** Problem **
Copy nothing but the text: reproduce each line of the listing exactly and leave the pictures out.

** Data **

══════

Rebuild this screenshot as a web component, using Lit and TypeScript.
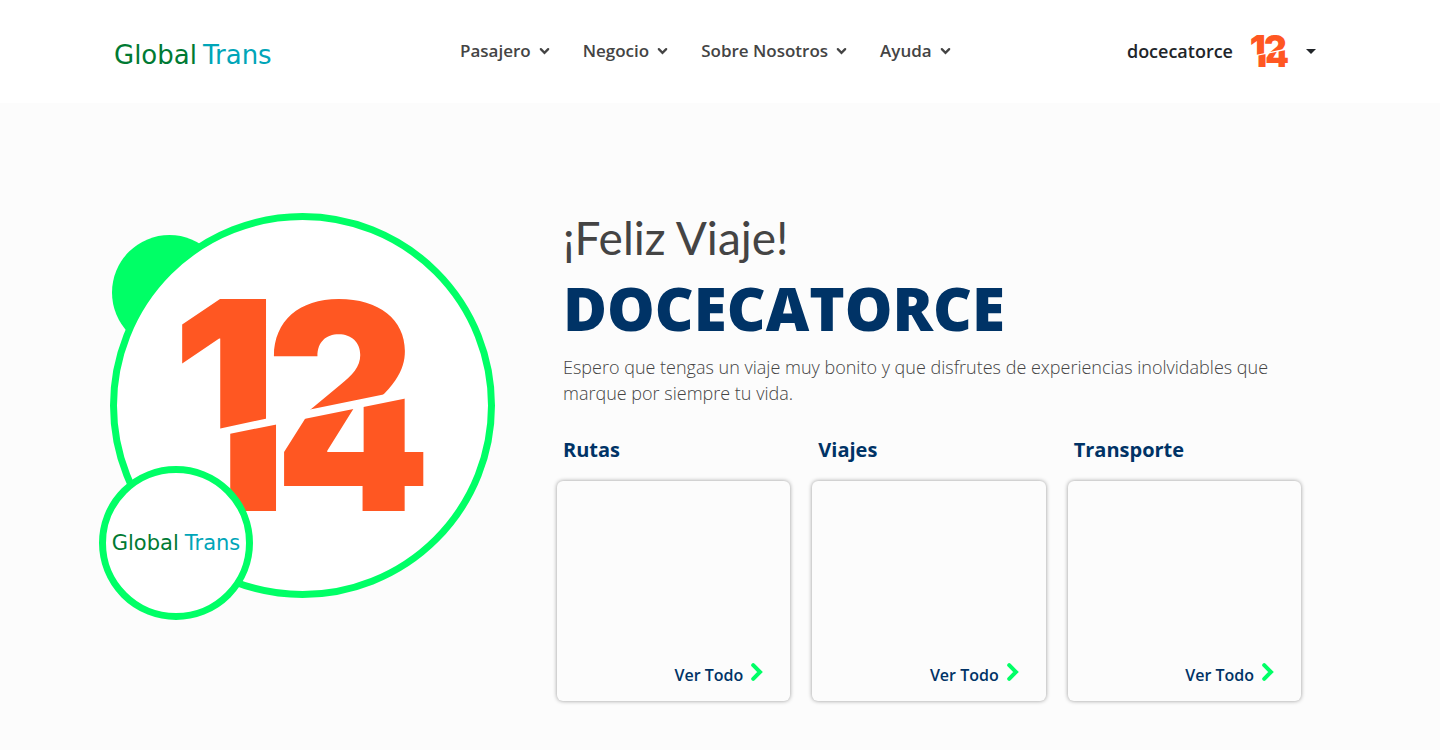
import { LitElement, html, css, svg } from "lit";
import { customElement, property } from "lit/decorators.js";

const chevronDown = html`<svg class="chev" viewBox="0 0 12 8" aria-hidden="true">
  <path d="M2 2l4 4 4-4" fill="none" stroke="currentColor" stroke-width="2.5" stroke-linecap="round" stroke-linejoin="miter" />
</svg>`;

@customElement("global-trans-logo")
class GlobalTransLogo extends LitElement {
  static styles = css`
    :host {
      display: flex;
      gap: 6px;
      font-family: "DejaVu Sans", sans-serif;
      font-weight: 400;
      line-height: 1;
      white-space: nowrap;
    }
    .global { color: #007a33; }
    .trans { color: #00a5b8; }
  `;
  render() {
    return html`<span class="global">Global</span><span class="trans">Trans</span>`;
  }
}

@customElement("doce-mark")
class DoceMark extends LitElement {
  static styles = css`
    :host { display: block; }
    svg { display: block; width: 100%; overflow: visible; }
    text {
      font-family: Inter, "Liberation Sans", sans-serif;
      font-weight: 900;
      fill: #ff5722;
    }
    .large { font-size: 232px; }
    .small { font-size: 222px; }
  `;
  render() {
    return html`<svg viewBox="0 0 243 213" role="img" aria-label="1214">
      <defs>
        <clipPath id="top"><path d="M-10 -10H260V83L200 96L107 115L37 130L-10 140Z" /></clipPath>
        <clipPath id="bottom"><path d="M-10 147L48 135L118 121L222 100L260 92V220H-10Z" /></clipPath>
      </defs>
      <g clip-path="url(#top)">${svg`<text class="large" x="-9" y="169">1</text><text class="large" x="85" y="171">2</text>`}</g>
      <g clip-path="url(#bottom)">${svg`<text class="large" x="1" y="212">1</text><text class="small" x="94" y="212">4</text>`}</g>
    </svg>`;
  }
}

@customElement("category-card")
class CategoryCard extends LitElement {
  @property() heading = "";
  static styles = css`
    :host { display: block; }
    h3 {
      margin: 0 0 16px 6px;
      font-size: 20px;
      line-height: 30px;
      font-weight: 700;
      color: #003366;
    }
    .card {
      display: flex;
      height: 220px;
      box-sizing: border-box;
      align-items: flex-end;
      justify-content: flex-end;
      padding: 0 27px 14px 0;
      border-radius: 6px;
      box-shadow: 0 0 4px rgba(0, 0, 0, 0.4);
    }
    a {
      display: flex;
      gap: 8px;
      font-size: 16px;
      line-height: 24px;
      font-weight: 600;
      color: #003366;
      text-decoration: none;
    }
    svg { width: 12px; height: 18px; }
  `;
  render() {
    return html`<h3>${this.heading}</h3>
      <div class="card">
        <a href="#">Ver Todo
          <svg viewBox="0 0 12 18" aria-hidden="true">
            <path d="M2.200 2.200L9 9l-6.800 6.800" fill="none" stroke="#00ff66" stroke-width="4" stroke-linecap="round" />
          </svg>
        </a>
      </div>`;
  }
}

@customElement("app-root")
class AppRoot extends LitElement {
  static styles = css`
    :host {
      display: block;
      min-height: 100vh;
      background: #fcfcfc;
      font-family: "Open Sans", sans-serif;
      color: #444;
    }
    header {
      display: grid;
      grid-template-columns: 346px 1fr auto;
      align-items: center;
      height: 103px;
      box-sizing: border-box;
      padding: 0 124px 0 114px;
      background: #fff;
    }
    .brand {
      font-size: 26px;
      padding-top: 6px;
      text-decoration: none;
    }
    nav { display: flex; gap: 33px; padding-bottom: 2px; }
    button {
      display: flex;
      align-items: center;
      padding: 0;
      border: 0;
      background: none;
      font: 650 17px/24px "Open Sans", sans-serif;
      color: #444;
      white-space: nowrap;
    }
    .menu { gap: 8px; }
    .chev { width: 11px; height: 8px; }
    .user {
      gap: 18px;
      font-size: 18px;
      color: #212529;
    }
    .avatar { width: 37px; }
    .caret { width: 10px; height: 5px; }
    main {
      display: grid;
      grid-template-columns: 385px minmax(0, 1fr);
      gap: 62px;
      padding: 110px 139px 40px 110px;
    }
    .art {
      position: relative;
      height: 408px;
    }
    .blob {
      position: absolute;
      left: 2px;
      top: 22px;
      width: 115px;
      height: 115px;
      border-radius: 50%;
      background: #00ff66;
    }
    .disc {
      position: relative;
      display: flex;
      align-items: center;
      justify-content: center;
      box-sizing: border-box;
      width: 385px;
      height: 385px;
      border: 7px solid #00ff66;
      border-radius: 50%;
      background: #fff;
    }
    .disc doce-mark { width: 243px; }
    .badge {
      position: absolute;
      left: -11px;
      top: 253px;
      display: flex;
      align-items: center;
      justify-content: center;
      box-sizing: border-box;
      width: 154px;
      height: 154px;
      border: 7px solid #00ff66;
      border-radius: 50%;
      background: #fff;
      font-size: 21px;
    }
    .intro { padding-left: 6px; }
    h1, h2, p { margin: 0; font-weight: 400; }
    h1 {
      font: 400 46px/50px Lato, sans-serif;
    }
    h2 {
      margin-top: 8px;
      font-size: 60px;
      line-height: 74px;
      font-weight: 800;
      color: #003366;
    }
    p {
      margin-top: 9px;
      font-size: 18px;
      line-height: 26px;
      font-weight: 350;
    }
    .cards {
      display: grid;
      grid-template-columns: repeat(3, minmax(0, 1fr));
      gap: 22px;
      margin-top: 29px;
    }
  `;
  render() {
    return html`
      <header>
        <a class="brand" href="#"><global-trans-logo></global-trans-logo></a>
        <nav>
          ${["Pasajero", "Negocio", "Sobre Nosotros", "Ayuda"].map(
            (t) => html`<button class="menu">${t}${chevronDown}</button>`
          )}
        </nav>
        <button class="user">
          docecatorce
          <doce-mark class="avatar"></doce-mark>
          <svg class="caret" viewBox="0 0 10 5" aria-hidden="true"><path d="M0 0h10L5 5z" fill="currentColor" /></svg>
        </button>
      </header>
      <main>
        <div class="art">
          <div class="blob"></div>
          <div class="disc"><doce-mark></doce-mark></div>
          <div class="badge"><global-trans-logo></global-trans-logo></div>
        </div>
        <section>
          <div class="intro">
            <h1>¡Feliz Viaje!</h1>
            <h2>DOCECATORCE</h2>
            <p>Espero que tengas un viaje muy bonito y que disfrutes de experiencias inolvidables que marque por siempre tu vida.</p>
          </div>
          <div class="cards">
            ${["Rutas", "Viajes", "Transporte"].map(
              (t) => html`<category-card heading=${t}></category-card>`
            )}
          </div>
        </section>
      </main>
    `;
  }
}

══════

** Completed task **
Rebuild this screenshot as a web component, using Lit and TypeScript.
import { LitElement, html, css, svg } from "lit";
import { customElement, property } from "lit/decorators.js";

const chevronDown = html`<svg class="chev" viewBox="0 0 12 8" aria-hidden="true">
  <path d="M2 2l4 4 4-4" fill="none" stroke="currentColor" stroke-width="2.5" stroke-linecap="round" stroke-linejoin="miter" />
</svg>`;

@customElement("global-trans-logo")
class GlobalTransLogo extends LitElement {
  static styles = css`
    :host {
      display: flex;
      gap: 6px;
      font-family: "DejaVu Sans", sans-serif;
      font-weight: 400;
      line-height: 1;
      white-space: nowrap;
    }
    .global { color: #007a33; }
    .trans { color: #00a5b8; }
  `;
  render() {
    return html`<span class="global">Global</span><span class="trans">Trans</span>`;
  }
}

@customElement("doce-mark")
class DoceMark extends LitElement {
  static styles = css`
    :host { display: block; }
    svg { display: block; width: 100%; overflow: visible; }
    text {
      font-family: Inter, "Liberation Sans", sans-serif;
      font-weight: 900;
      fill: #ff5722;
    }
    .large { font-size: 232px; }
    .small { font-size: 222px; }
  `;
  render() {
    return html`<svg viewBox="0 0 243 213" role="img" aria-label="1214">
      <defs>
        <clipPath id="top"><path d="M-10 -10H260V83L200 96L107 115L37 130L-10 140Z" /></clipPath>
        <clipPath id="bottom"><path d="M-10 147L48 135L118 121L222 100L260 92V220H-10Z" /></clipPath>
      </defs>
      <g clip-path="url(#top)">${svg`<text class="large" x="-9" y="169">1</text><text class="large" x="85" y="171">2</text>`}</g>
      <g clip-path="url(#bottom)">${svg`<text class="large" x="1" y="212">1</text><text class="small" x="94" y="212">4</text>`}</g>
    </svg>`;
  }
}

@customElement("category-card")
class CategoryCard extends LitElement {
  @property() heading = "";
  static styles = css`
    :host { display: block; }
    h3 {
      margin: 0 0 16px 6px;
      font-size: 20px;
      line-height: 30px;
      font-weight: 700;
      color: #003366;
    }
    .card {
      display: flex;
      height: 220px;
      box-sizing: border-box;
      align-items: flex-end;
      justify-content: flex-end;
      padding: 0 27px 14px 0;
      border-radius: 6px;
      box-shadow: 0 0 4px rgba(0, 0, 0, 0.4);
    }
    a {
      display: flex;
      gap: 8px;
      font-size: 16px;
      line-height: 24px;
      font-weight: 600;
      color: #003366;
      text-decoration: none;
    }
    svg { width: 12px; height: 18px; }
  `;
  render() {
    return html`<h3>${this.heading}</h3>
      <div class="card">
        <a href="#">Ver Todo
          <svg viewBox="0 0 12 18" aria-hidden="true">
            <path d="M2.200 2.200L9 9l-6.800 6.800" fill="none" stroke="#00ff66" stroke-width="4" stroke-linecap="round" />
          </svg>
        </a>
      </div>`;
  }
}

@customElement("app-root")
class AppRoot extends LitElement {
  static styles = css`
    :host {
      display: block;
      min-height: 100vh;
      background: #fcfcfc;
      font-family: "Open Sans", sans-serif;
      color: #444;
    }
    header {
      display: grid;
      grid-template-columns: 346px 1fr auto;
      align-items: center;
      height: 103px;
      box-sizing: border-box;
      padding: 0 124px 0 114px;
      background: #fff;
    }
    .brand {
      font-size: 26px;
      padding-top: 6px;
      text-decoration: none;
    }
    nav { display: flex; gap: 33px; padding-bottom: 2px; }
    button {
      display: flex;
      align-items: center;
      padding: 0;
      border: 0;
      background: none;
      font: 650 17px/24px "Open Sans", sans-serif;
      color: #444;
      white-space: nowrap;
    }
    .menu { gap: 8px; }
    .chev { width: 11px; height: 8px; }
    .user {
      gap: 18px;
      font-size: 18px;
      color: #212529;
    }
    .avatar { width: 37px; }
    .caret { width: 10px; height: 5px; }
    main {
      display: grid;
      grid-template-columns: 385px minmax(0, 1fr);
      gap: 62px;
      padding: 110px 139px 40px 110px;
    }
    .art {
      position: relative;
      height: 408px;
    }
    .blob {
      position: absolute;
      left: 2px;
      top: 22px;
      width: 115px;
      height: 115px;
      border-radius: 50%;
      background: #00ff66;
    }
    .disc {
      position: relative;
      display: flex;
      align-items: center;
      justify-content: center;
      box-sizing: border-box;
      width: 385px;
      height: 385px;
      border: 7px solid #00ff66;
      border-radius: 50%;
      background: #fff;
    }
    .disc doce-mark { width: 243px; }
    .badge {
      position: absolute;
      left: -11px;
      top: 253px;
      display: flex;
      align-items: center;
      justify-content: center;
      box-sizing: border-box;
      width: 154px;
      height: 154px;
      border: 7px solid #00ff66;
      border-radius: 50%;
      background: #fff;
      font-size: 21px;
    }
    .intro { padding-left: 6px; }
    h1, h2, p { margin: 0; font-weight: 400; }
    h1 {
      font: 400 46px/50px Lato, sans-serif;
    }
    h2 {
      margin-top: 8px;
      font-size: 60px;
      line-height: 74px;
      font-weight: 800;
      color: #003366;
    }
    p {
      margin-top: 9px;
      font-size: 18px;
      line-height: 26px;
      font-weight: 350;
    }
    .cards {
      display: grid;
      grid-template-columns: repeat(3, minmax(0, 1fr));
      gap: 22px;
      margin-top: 29px;
    }
  `;
  render() {
    return html`
      <header>
        <a class="brand" href="#"><global-trans-logo></global-trans-logo></a>
        <nav>
          ${["Pasajero", "Negocio", "Sobre Nosotros", "Ayuda"].map(
            (t) => html`<button class="menu">${t}${chevronDown}</button>`
          )}
        </nav>
        <button class="user">
          docecatorce
          <doce-mark class="avatar"></doce-mark>
          <svg class="caret" viewBox="0 0 10 5" aria-hidden="true"><path d="M0 0h10L5 5z" fill="currentColor" /></svg>
        </button>
      </header>
      <main>
        <div class="art">
          <div class="blob"></div>
          <div class="disc"><doce-mark></doce-mark></div>
          <div class="badge"><global-trans-logo></global-trans-logo></div>
        </div>
        <section>
          <div class="intro">
            <h1>¡Feliz Viaje!</h1>
            <h2>DOCECATORCE</h2>
            <p>Espero que tengas un viaje muy bonito y que disfrutes de experiencias inolvidables que marque por siempre tu vida.</p>
          </div>
          <div class="cards">
            ${["Rutas", "Viajes", "Transporte"].map(
              (t) => html`<category-card heading=${t}></category-card>`
            )}
          </div>
        </section>
      </main>
    `;
  }
}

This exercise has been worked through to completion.